Choose the lowest introductory rate to pay the least amount of interest on your transferred balance during the offer period.
Balance transfer offer duration
Next, you’ll want to look at how long that promotional balance transfer interest rate will last.
Generally balance transfer offers are for 6-26 months depending on the card.
Choose the longest introductory period with the lowest introductory rate to put yourself in the best position for repaying your balance without incurring any interest.
Balance transfer fee
A balance transfer fee is an amount charged by the provider of a new credit card to transfer your existing balance over. It's almost always charged as a percentage of the transferred balance (3% is the most common fee on Money.com.au's database).
For example, a balance transfer fee of 3% on an $8,000 balance will mean a $240 upfront fee.

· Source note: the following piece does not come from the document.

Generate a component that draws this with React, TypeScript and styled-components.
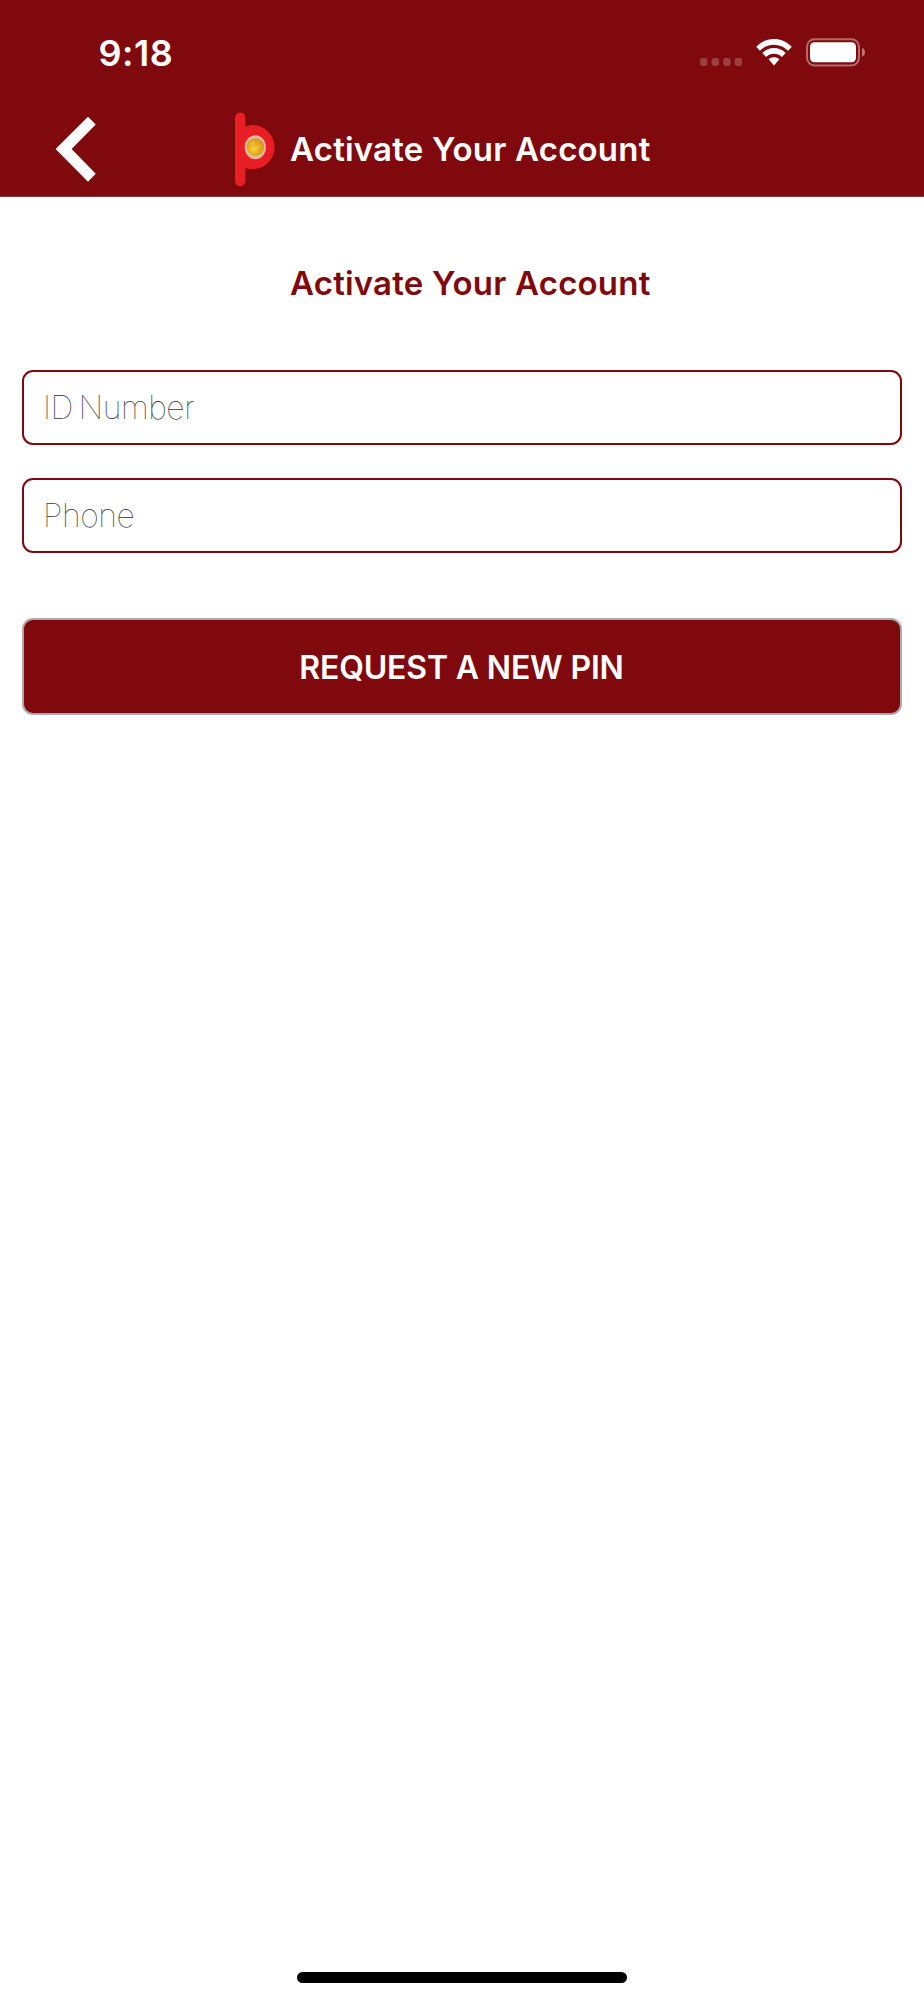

Remember the balance transfer fee will offset some of the money you save in interest, so it’s important to find a low fee to make the balance transfer worth your while overall.
Balance transfer limit
Will the new card allow you to transfer the entire balance of your old card? That is generally beneficial as it means you can completely close the existing credit card account and focus on paying off the balance of the new card.
But when transferring your existing balance, the credit card provider will need to ensure you don’t ‘max out’ the limit on your new card. This means you may only be approved to transfer a percentage of your new credit limit. For example, many providers will only allow you to transfer a balance of up to 80% of the limit on your new card.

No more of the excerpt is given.